8:30am We each meet with Dr. Minas Hiruy, the President of Hope Enterprises. We were both impressed with Minas and Hope when we were here last year on a mission trip. Minas was educated in the US and is a very well respected man in this country. Back in 1991 he was even paid a surprise visit from Mother Teresa asking for assistance to care for some orphaned kids from her care facilities. Of course you can't turn down Mother Teresa and the organization took in these kids. (To learn more about Hope you will have to check out the website in a few weeks when Nathan is done). Anyway, Nathan reviewed with him the progress he has made on the pages for the website and gathering content. Anna reviewed the updates and changes she has made to the Manual of Procedures and the progress she has made on the "setting goals" training for management. We take his ideas and recommendations to keep us busy for the next few days.

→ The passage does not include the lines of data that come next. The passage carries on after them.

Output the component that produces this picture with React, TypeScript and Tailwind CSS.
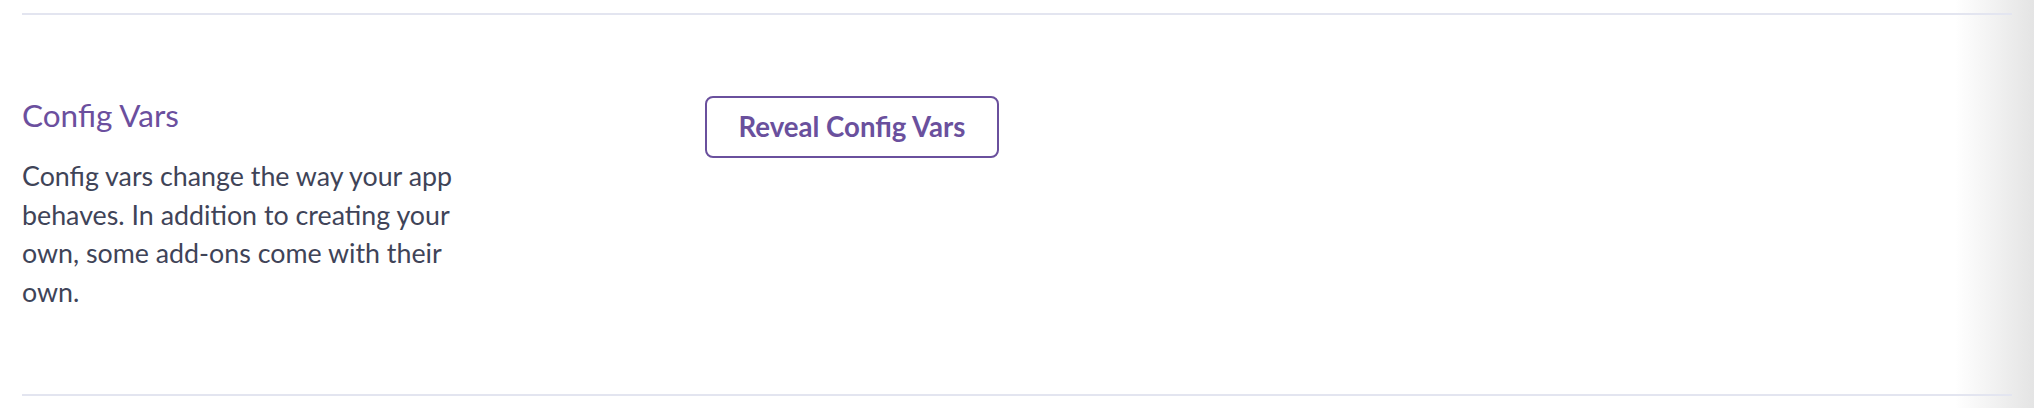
export default function App() {
  return (
    <div className="relative h-[408px] w-full overflow-hidden bg-[linear-gradient(to_right,#ffffff_1955px,#e4e4e4_2034px)] font-['Lato','Noto_Sans',sans-serif]">
      <div className="px-[22px] pt-[13px]">
        <div className="flex h-[383px] border-y-2 border-[#e3e5f0]">
          <div className="w-[683px] shrink-0 pt-[82px]">
            <h2 className="text-[31.5px] font-normal leading-[36px] text-[#6b4f9e]">Config Vars</h2>
            <p className="mt-[24px] max-w-[470px] text-[26.8px] leading-[38.5px] text-[#3f4458]">
              Config vars change the way your app behaves. In addition to creating your own, some add-ons come with their own.
            </p>
          </div>
          <div className="pt-[81px]">
            <button className="flex h-[62px] w-[294px] items-center justify-center rounded-[8px] border-2 border-[#6a509d] bg-white text-[27.6px] font-bold text-[#6a509d]">
              Reveal Config Vars
            </button>
          </div>
        </div>
      </div>
    </div>
  );
}
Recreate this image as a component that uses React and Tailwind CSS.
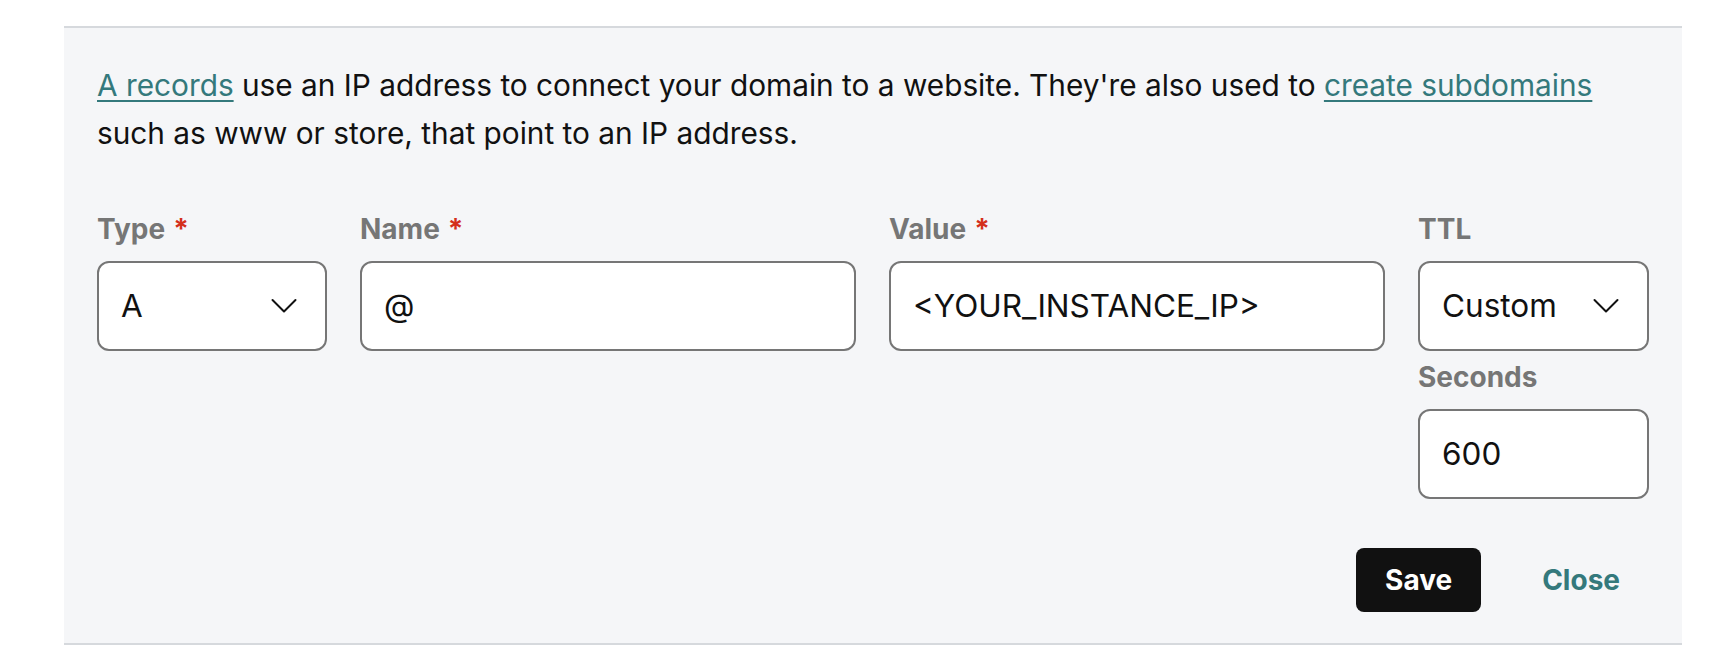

10am It's tea time. Everyone in the country must be having tea or coffee at the same time. I walk over the pastry shop next door, order 2 teas, pay 2 Birr (about 23cents) then someone delivers it to our office on a tray.

Noon. Where did everyone go? Oh, it's lunch time and the office cleared out. We walk down the hill to Loyal Restaurant. Price wise it is one of the more upscale places in town (probably the country). It has a good selection and daily specials. Today I had filet steak with mushroom sauce, rice and veggies for 25Birr (about $2.75) and Nathan had lasagna for 19 Birr (about $2.25). We take our bread in our paper napkins and give it to a kid on the street; he runs and gives it to his mom who turns around, waves and smiles at us.

Work the rest of the afternoon. Nathan is on his little laptop that we have been traveling with (got to have some place to store all those great photos) and I am working on an old laptop that was donated by our church to the office. The office is an odd assortment of rooms and halls with different floors and levels pieced together. All of the staff here in the headquarters office have computers but there is just one dial-up internet line that is shared by all. English is one of the official languages (for those with formal education), so communication in the office is no problem.

4:50pm The office starts to pack up. We frantically pack up our computers and papers, so by 5:02pm we are the last ones out the door and they are closing and padlocking the gate behind us. This is certainly not like America where few dare to leave right at 5pm.

On our way back home we pass the shoe shine boys. They offer to shine our shoes but we are wearing tennis shoes and I give them a smiling laugh. We pass a few beggars. Often a mom sitting on the sidewalk will see us coming and nudge her kids to flock toward us. Often we just walk quickly past but if I have some food or lunch coupons we'll pass them out. Back up the hill there are some kids playing in an abandoned taxi and they yell out to me "taxi-taxi" and we both laugh.

5:30pm Dinner is served in the guesthouse. The food is typical camp food, except in Ethiopia the main meal is at lunch, so dinner is light.

After dinner we head down to the laundry room and pick up our freshly washed and pressed clothes that we left for them this morning. This great service is included in our $10 pp /night rate. We rarely go out after dark (6:30pm) so we play games or talk with other folks, watch TV or one of the old 80's movies they have, or just read in our room. Coming from Silicon Valley I first found it boring not having anything to do from 6-10pm, but now we are getting used to the relaxing lifestyle.

9pm. The club next door starts rocking. We get to listen to "Country Roads" in Techno and some old top 40 songs. Over the first few days we got used to it and now we can sleep through it.

10:30pm. The end of another day. We're actually getting used to "living" here. Plus we haven't had to pack/unpack suitcases for almost 2 weeks now!